BEGIN Data provided

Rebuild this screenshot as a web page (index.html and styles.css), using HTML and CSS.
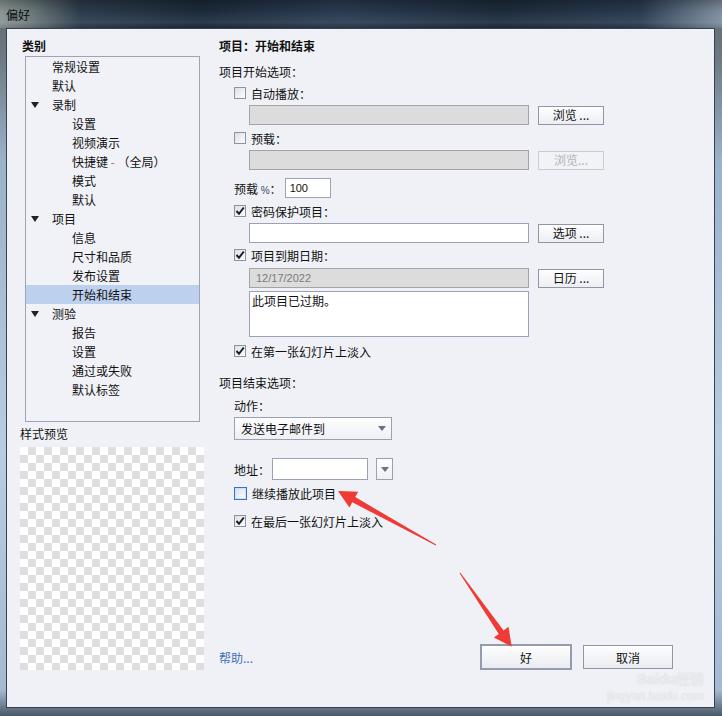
FILE: index.html
```html
<!DOCTYPE html>
<html lang="zh-CN">
<head>
    <meta charset="UTF-8">
    <title>偏好</title>
    <link rel="stylesheet" href="styles.css">
</head>
<body>
    <div class="window">
        <div class="titlebar"><span class="title">偏好</span></div>
        <div class="client">
            <div class="side">
                <div class="side-title">类别</div>
                <ul class="tree">
                    <li class="lvl1">常规设置</li>
                    <li class="lvl1">默认</li>
                    <li class="lvl1 open">录制</li>
                    <li class="lvl2">设置</li>
                    <li class="lvl2">视频演示</li>
                    <li class="lvl2">快捷键 <span class="dash">-</span> （全局）</li>
                    <li class="lvl2">模式</li>
                    <li class="lvl2">默认</li>
                    <li class="lvl1 open">项目</li>
                    <li class="lvl2">信息</li>
                    <li class="lvl2">尺寸和品质</li>
                    <li class="lvl2">发布设置</li>
                    <li class="lvl2 selected">开始和结束</li>
                    <li class="lvl1 open">测验</li>
                    <li class="lvl2">报告</li>
                    <li class="lvl2">设置</li>
                    <li class="lvl2">通过或失败</li>
                    <li class="lvl2">默认标签</li>
                </ul>
                <div class="preview-label">样式预览</div>
                <div class="preview"></div>
            </div>

            <div class="main">
                <div class="heading">项目：开始和结束</div>

                <div class="section-label mt10">项目开始选项：</div>
                <div class="check-row mt5"><span class="check"></span>自动播放：</div>
                <div class="field-row mt4">
                    <div class="input disabled"></div>
                    <button class="btn">浏览 ...</button>
                </div>
                <div class="check-row mt5"><span class="check"></span>预载：</div>
                <div class="field-row mt4">
                    <div class="input disabled"></div>
                    <button class="btn" disabled>浏览...</button>
                </div>
                <div class="preload-row mt8">
                    <span>预载 <span class="pct">%</span>：</span>
                    <div class="input small">100</div>
                </div>
                <div class="check-row mt5"><span class="check checked"><svg viewBox="0 0 10 10"><path d="M1.5 5 L4 7.8 L8.8 1.5"/></svg></span>密码保护项目：</div>
                <div class="field-row mt4">
                    <div class="input"></div>
                    <button class="btn">选项 ...</button>
                </div>
                <div class="check-row mt4"><span class="check checked"><svg viewBox="0 0 10 10"><path d="M1.5 5 L4 7.8 L8.8 1.5"/></svg></span>项目到期日期：</div>
                <div class="field-row mt5">
                    <div class="input disabled date">12/17/2022</div>
                    <button class="btn">日历 ...</button>
                </div>
                <div class="field-row mt3">
                    <div class="textarea">此项目已过期。</div>
                </div>
                <div class="check-row mt6"><span class="check checked"><svg viewBox="0 0 10 10"><path d="M1.5 5 L4 7.8 L8.8 1.5"/></svg></span>在第一张幻灯片上淡入</div>

                <div class="section-label mt16">项目结束选项：</div>
                <div class="sub-label mt7">动作：</div>
                <div class="select mt3">
                    <span>发送电子邮件到</span>
                    <span class="arrow"></span>
                </div>
                <div class="address-row mt18">
                    <span>地址：</span>
                    <div class="input addr"></div>
                    <div class="drop"><span class="arrow"></span></div>
                </div>
                <div class="check-row mt5"><span class="check focus"></span>继续播放此项目</div>
                <div class="check-row mt12"><span class="check checked"><svg viewBox="0 0 10 10"><path d="M1.5 5 L4 7.8 L8.8 1.5"/></svg></span>在最后一张幻灯片上淡入</div>

                <div class="bottom-row">
                    <span class="help">帮助...</span>
                    <button class="dlg-btn default">好</button>
                    <button class="dlg-btn">取消</button>
                </div>
            </div>
        </div>

        <svg class="arrows" width="722" height="716" viewBox="0 0 722 716">
            <polygon points="338,491 358.1,491.8 355.2,497.1 436.2,544.6 435.8,545.4 352.3,502.3 349.4,507.6"/>
            <polygon points="511.7,646.7 508.5,626.8 503.6,630.4 460.4,572.7 459.6,573.3 498.8,633.9 493.9,637.4"/>
        </svg>
        <div class="watermark">
            <div class="wm-logo">Baidu经验</div>
            <div class="wm-url">jingyan.baidu.com</div>
        </div>
    </div>
</body>
</html>
```

FILE: styles.css
```css
body {
    margin: 0;
    font-family: "Noto Sans CJK SC", "Liberation Sans", sans-serif;
    font-size: 12px;
    color: #111;
}
.window {
    position: relative;
    width: 722px;
    height: 716px;
    box-sizing: border-box;
    padding: 0 7px 8px 6px;
    display: flex;
    flex-direction: column;
    background: linear-gradient(to bottom, #5d6870 0, #6e7b84 60px, #9ab2ca 160px, #b7cde4 450px, #a4bad2 690px, #4a5866 100%);
    overflow: hidden;
}
.titlebar {
    height: 28px;
    margin: 0 -7px 0 -6px;
    padding-left: 6px;
    display: flex;
    align-items: center;
    background:
        linear-gradient(to bottom, rgba(0, 0, 0, 0.25), rgba(0, 0, 0, 0) 40%, rgba(255, 255, 255, 0.08) 80%, rgba(0, 0, 0, 0.1)),
        linear-gradient(90deg, #8a9494 0, #6b7878 30px, #2c3b4b 80px, #1b2939 200px, #2a3b50 340px, #1c2a3a 500px, #293a4e 640px, #7e8e9e 100%);
}
.title {
    color: #0c0c0c;
    font-size: 12px;
}
.client {
    flex: 1;
    display: flex;
    background: #eff1f6;
    border: 1px solid #36424f;
}

/* left column */
.side {
    width: 212px;
    padding-top: 9px;
    display: flex;
    flex-direction: column;
}
.side-title {
    margin-left: 15px;
    font-weight: bold;
    line-height: 16px;
}
.tree {
    list-style: none;
    margin: 2px 0 0 18px;
    padding: 0;
    width: 175px;
    height: 366px;
    box-sizing: border-box;
    border: 1px solid #9ea4b6;
    background: #f0f2f7;
}
.tree li {
    height: 19px;
    line-height: 19px;
    position: relative;
    white-space: nowrap;
}
.tree .lvl1 {
    padding-left: 26px;
}
.tree .lvl2 {
    padding-left: 46px;
}
.tree .open::before {
    content: "";
    position: absolute;
    left: 5px;
    top: 7px;
    border-left: 4px solid transparent;
    border-right: 4px solid transparent;
    border-top: 6px solid #222;
}
.tree .selected {
    background: #bdd0ee;
}
.dash {
    color: #d0601e;
}
.preview-label {
    margin: 4px 0 0 13px;
    line-height: 16px;
}
.preview {
    margin: 5px 0 0 13px;
    width: 184px;
    height: 223px;
    background-color: #fff;
    background-image: conic-gradient(#dedede 25%, transparent 0 50%, #dedede 0 75%, transparent 0);
    background-size: 16px 16px;
}

/* right column */
.main {
    flex: 1;
    padding: 9px 41px 37px 0;
    display: flex;
    flex-direction: column;
}
.heading {
    font-weight: bold;
    line-height: 16px;
}
.section-label {
    line-height: 16px;
}
.sub-label {
    margin-left: 15px;
    line-height: 16px;
}
.check-row {
    margin-left: 15px;
    display: flex;
    align-items: center;
    height: 16px;
}
.check {
    width: 12px;
    height: 12px;
    box-sizing: border-box;
    margin-right: 5px;
    border: 1px solid #8c93a3;
    background: linear-gradient(135deg, #dcdfe5, #fdfdfd);
    display: flex;
    align-items: center;
    justify-content: center;
}
.check svg {
    width: 10px;
    height: 10px;
}
.check path {
    fill: none;
    stroke: #1e1e1e;
    stroke-width: 2;
}
.check.focus {
    border: 1px solid #2f74d0;
    width: 13px;
    height: 13px;
    box-shadow: inset 0 0 0 1px #cfe0f6;
}
.field-row {
    margin-left: 30px;
    display: flex;
    align-items: center;
    gap: 9px;
}
.input {
    width: 280px;
    height: 20px;
    box-sizing: border-box;
    border: 1px solid #9ba2b5;
    background: #fff;
    font-family: "Liberation Sans", sans-serif;
    font-size: 11px;
    line-height: 18px;
    padding-left: 4px;
}
.input.disabled {
    background: #dcdcdc;
    border-color: #a4a4a4;
}
.input.date {
    color: #7b7b7b;
    padding-left: 6px;
}
.btn {
    width: 66px;
    height: 19px;
    padding: 0;
    border: 1px solid #8f96a7;
    background: linear-gradient(#fefefe, #eceef2);
    font-family: "Noto Sans CJK SC", sans-serif;
    font-size: 12px;
    color: #111;
    line-height: 16px;
}
.btn:disabled {
    border-color: #c8cbd3;
    color: #b4b4b4;
    background: #f2f3f6;
}
.textarea {
    width: 280px;
    height: 46px;
    box-sizing: border-box;
    border: 1px solid #9ba2b5;
    background: #fff;
    padding: 1px 2px;
    line-height: 16px;
}
.preload-row {
    margin-left: 15px;
    display: flex;
    align-items: center;
    gap: 3px;
    height: 20px;
}
.pct {
    font-family: "Liberation Sans", sans-serif;
    font-size: 10px;
    color: #3a4a70;
}
.input.small {
    width: 46px;
}
.select {
    margin-left: 15px;
    width: 158px;
    height: 23px;
    box-sizing: border-box;
    border: 1px solid #9aa1b3;
    background: linear-gradient(#fdfdfe, #eef0f4);
    display: flex;
    align-items: center;
    justify-content: space-between;
    padding: 0 5px 0 6px;
}
.arrow {
    width: 0;
    height: 0;
    border-left: 4px solid transparent;
    border-right: 4px solid transparent;
    border-top: 5px solid #6a7283;
}
.address-row {
    margin-left: 15px;
    display: flex;
    align-items: center;
    height: 22px;
}
.input.addr {
    width: 96px;
    height: 22px;
    margin-left: 2px;
}
.drop {
    width: 17px;
    height: 22px;
    box-sizing: border-box;
    margin-left: 8px;
    border: 1px solid #9aa1b3;
    background: linear-gradient(#fdfdfe, #eef0f4);
    display: flex;
    align-items: center;
    justify-content: center;
}
.bottom-row {
    margin-top: auto;
    display: flex;
    align-items: center;
}
.help {
    color: #3d72b9;
    margin-right: auto;
}
.dlg-btn {
    width: 90px;
    height: 24px;
    padding: 0;
    border: 1px solid #8e95a7;
    background: linear-gradient(#fefefe, #eaecf1);
    font-family: "Noto Sans CJK SC", sans-serif;
    font-size: 12px;
    color: #111;
}
.dlg-btn.default {
    width: 92px;
    height: 26px;
    border: 2px solid #939bae;
    margin-right: 11px;
}
.mt3 { margin-top: 3px; }
.mt4 { margin-top: 4px; }
.mt5 { margin-top: 5px; }
.mt6 { margin-top: 6px; }
.mt7 { margin-top: 7px; }
.mt8 { margin-top: 8px; }
.mt10 { margin-top: 10px; }
.mt12 { margin-top: 12px; }
.mt16 { margin-top: 16px; }
.mt18 { margin-top: 18px; }

/* overlays from the screenshot */
.arrows {
    position: absolute;
    left: 0;
    top: 0;
    pointer-events: none;
}
.arrows polygon {
    fill: #ef3a36;
}
.watermark {
    position: absolute;
    right: 18px;
    top: 671px;
    pointer-events: none;
    color: rgba(255, 255, 255, 0.6);
    text-shadow: 0 0 1px rgba(130, 130, 130, 0.35);
    font-family: "Liberation Sans", "Noto Sans CJK SC", sans-serif;
    text-align: right;
}
.wm-logo {
    font-size: 14px;
    font-weight: bold;
    line-height: 16px;
}
.wm-url {
    font-size: 12px;
    line-height: 14px;
    margin-top: 2px;
}
```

END Data provided

◆ **Exercise objective**:
Pick each line holding the word "index" out of the data and copy it.

◆ **Final answer**:
Rebuild this screenshot as a web page (index.html and styles.css), using HTML and CSS.
FILE: index.html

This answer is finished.